» PROBLEM TO SOLVE: Identify each line below containing the string "screenshot" and copy it.

» EXTRACTED DATA:
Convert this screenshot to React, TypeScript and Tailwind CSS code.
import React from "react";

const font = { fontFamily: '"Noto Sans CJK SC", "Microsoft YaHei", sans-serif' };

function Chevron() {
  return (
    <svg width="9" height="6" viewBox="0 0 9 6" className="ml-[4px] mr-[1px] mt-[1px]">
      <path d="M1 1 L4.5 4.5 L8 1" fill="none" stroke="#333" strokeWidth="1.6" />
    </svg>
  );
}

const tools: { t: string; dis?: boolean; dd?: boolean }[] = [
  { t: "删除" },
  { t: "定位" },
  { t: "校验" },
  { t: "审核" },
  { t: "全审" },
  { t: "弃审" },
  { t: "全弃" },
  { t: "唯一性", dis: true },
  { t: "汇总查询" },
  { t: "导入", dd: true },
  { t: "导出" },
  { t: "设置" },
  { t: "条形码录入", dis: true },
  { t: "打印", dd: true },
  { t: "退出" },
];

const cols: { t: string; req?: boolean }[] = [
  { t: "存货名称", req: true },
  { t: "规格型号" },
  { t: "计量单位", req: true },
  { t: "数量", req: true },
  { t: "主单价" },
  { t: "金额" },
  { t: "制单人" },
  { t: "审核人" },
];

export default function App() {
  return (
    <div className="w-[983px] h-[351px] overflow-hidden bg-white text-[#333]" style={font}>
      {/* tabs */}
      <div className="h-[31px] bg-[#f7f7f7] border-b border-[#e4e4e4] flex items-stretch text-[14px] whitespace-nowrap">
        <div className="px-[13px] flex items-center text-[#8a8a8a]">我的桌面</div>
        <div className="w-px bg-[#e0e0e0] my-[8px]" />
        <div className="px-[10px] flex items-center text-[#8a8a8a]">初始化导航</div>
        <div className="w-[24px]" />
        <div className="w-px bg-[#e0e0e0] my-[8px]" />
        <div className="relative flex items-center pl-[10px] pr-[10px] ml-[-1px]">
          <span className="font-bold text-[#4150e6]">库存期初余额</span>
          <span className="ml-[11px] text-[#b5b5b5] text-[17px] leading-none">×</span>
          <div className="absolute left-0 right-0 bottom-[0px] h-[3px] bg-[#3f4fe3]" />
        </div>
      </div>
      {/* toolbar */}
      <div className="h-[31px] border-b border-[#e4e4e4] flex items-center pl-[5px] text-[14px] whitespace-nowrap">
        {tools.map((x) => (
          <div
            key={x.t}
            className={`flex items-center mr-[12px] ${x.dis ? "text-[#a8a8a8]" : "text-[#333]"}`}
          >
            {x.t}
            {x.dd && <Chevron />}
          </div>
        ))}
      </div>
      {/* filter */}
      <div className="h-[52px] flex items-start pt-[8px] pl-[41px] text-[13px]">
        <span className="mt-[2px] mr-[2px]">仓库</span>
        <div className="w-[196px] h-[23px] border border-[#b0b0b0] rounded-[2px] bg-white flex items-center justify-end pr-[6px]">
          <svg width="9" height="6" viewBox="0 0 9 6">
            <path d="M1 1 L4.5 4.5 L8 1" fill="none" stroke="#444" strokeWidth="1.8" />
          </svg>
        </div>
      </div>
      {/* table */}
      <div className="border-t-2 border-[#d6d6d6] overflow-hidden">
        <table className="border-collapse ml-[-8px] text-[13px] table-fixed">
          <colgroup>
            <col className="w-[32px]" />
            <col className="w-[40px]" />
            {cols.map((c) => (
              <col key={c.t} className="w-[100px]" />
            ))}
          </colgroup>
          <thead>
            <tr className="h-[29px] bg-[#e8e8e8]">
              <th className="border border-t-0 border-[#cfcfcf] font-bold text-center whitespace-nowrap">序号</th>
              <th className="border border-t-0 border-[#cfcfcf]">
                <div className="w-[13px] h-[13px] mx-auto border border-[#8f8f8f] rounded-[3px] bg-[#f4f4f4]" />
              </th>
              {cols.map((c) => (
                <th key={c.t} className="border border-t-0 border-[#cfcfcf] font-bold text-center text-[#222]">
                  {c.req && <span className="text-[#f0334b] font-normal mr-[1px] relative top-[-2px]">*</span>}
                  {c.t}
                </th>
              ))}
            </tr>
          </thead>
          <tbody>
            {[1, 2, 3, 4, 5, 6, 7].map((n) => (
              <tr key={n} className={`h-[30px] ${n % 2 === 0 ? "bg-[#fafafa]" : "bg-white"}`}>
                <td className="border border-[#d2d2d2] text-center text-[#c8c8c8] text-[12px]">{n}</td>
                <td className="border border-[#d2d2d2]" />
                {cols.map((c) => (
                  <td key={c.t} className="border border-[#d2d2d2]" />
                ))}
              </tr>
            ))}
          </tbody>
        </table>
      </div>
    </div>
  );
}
--
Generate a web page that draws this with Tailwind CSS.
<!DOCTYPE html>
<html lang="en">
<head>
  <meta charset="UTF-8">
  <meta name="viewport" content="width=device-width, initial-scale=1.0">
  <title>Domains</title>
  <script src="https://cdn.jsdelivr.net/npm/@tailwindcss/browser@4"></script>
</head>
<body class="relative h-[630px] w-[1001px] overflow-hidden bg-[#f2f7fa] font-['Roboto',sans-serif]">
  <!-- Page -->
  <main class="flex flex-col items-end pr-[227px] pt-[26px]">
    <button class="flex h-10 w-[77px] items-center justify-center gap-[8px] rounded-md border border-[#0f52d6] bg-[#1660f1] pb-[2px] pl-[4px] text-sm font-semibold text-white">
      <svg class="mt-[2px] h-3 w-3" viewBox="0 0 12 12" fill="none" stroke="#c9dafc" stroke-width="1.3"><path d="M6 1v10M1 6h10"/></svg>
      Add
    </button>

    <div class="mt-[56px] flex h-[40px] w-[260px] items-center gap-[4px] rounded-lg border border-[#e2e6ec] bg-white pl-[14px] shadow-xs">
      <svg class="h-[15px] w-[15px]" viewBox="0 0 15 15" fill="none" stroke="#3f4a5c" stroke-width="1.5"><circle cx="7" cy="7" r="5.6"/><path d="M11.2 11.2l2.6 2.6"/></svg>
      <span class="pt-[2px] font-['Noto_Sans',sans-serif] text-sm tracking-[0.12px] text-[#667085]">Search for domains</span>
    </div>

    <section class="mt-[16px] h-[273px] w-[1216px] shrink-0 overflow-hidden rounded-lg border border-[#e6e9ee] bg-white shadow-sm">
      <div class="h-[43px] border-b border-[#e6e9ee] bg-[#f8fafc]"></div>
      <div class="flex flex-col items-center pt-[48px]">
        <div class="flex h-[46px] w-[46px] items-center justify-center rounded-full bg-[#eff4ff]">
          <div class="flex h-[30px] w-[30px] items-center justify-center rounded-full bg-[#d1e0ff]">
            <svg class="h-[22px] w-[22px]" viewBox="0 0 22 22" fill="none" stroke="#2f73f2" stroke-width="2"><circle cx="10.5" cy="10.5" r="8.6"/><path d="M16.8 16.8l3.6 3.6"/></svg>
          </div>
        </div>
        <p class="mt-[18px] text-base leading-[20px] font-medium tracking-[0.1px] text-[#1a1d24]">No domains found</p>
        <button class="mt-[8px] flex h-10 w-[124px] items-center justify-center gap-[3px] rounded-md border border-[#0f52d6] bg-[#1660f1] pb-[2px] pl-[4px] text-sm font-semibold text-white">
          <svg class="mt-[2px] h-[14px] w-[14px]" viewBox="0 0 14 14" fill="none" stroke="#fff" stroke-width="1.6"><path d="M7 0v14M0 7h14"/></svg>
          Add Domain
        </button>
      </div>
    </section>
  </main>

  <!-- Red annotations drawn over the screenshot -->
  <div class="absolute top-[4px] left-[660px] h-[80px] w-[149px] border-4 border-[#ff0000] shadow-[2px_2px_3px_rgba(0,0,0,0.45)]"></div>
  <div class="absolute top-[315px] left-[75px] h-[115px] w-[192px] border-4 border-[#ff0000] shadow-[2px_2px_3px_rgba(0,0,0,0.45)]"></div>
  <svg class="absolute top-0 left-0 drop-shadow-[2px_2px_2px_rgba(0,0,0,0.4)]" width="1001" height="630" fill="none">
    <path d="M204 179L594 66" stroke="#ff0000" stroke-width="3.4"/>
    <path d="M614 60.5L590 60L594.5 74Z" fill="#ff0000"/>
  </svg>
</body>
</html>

» WRITTEN REPLY:
Convert this screenshot to React, TypeScript and Tailwind CSS code.
  <!-- Red annotations drawn over the screenshot -->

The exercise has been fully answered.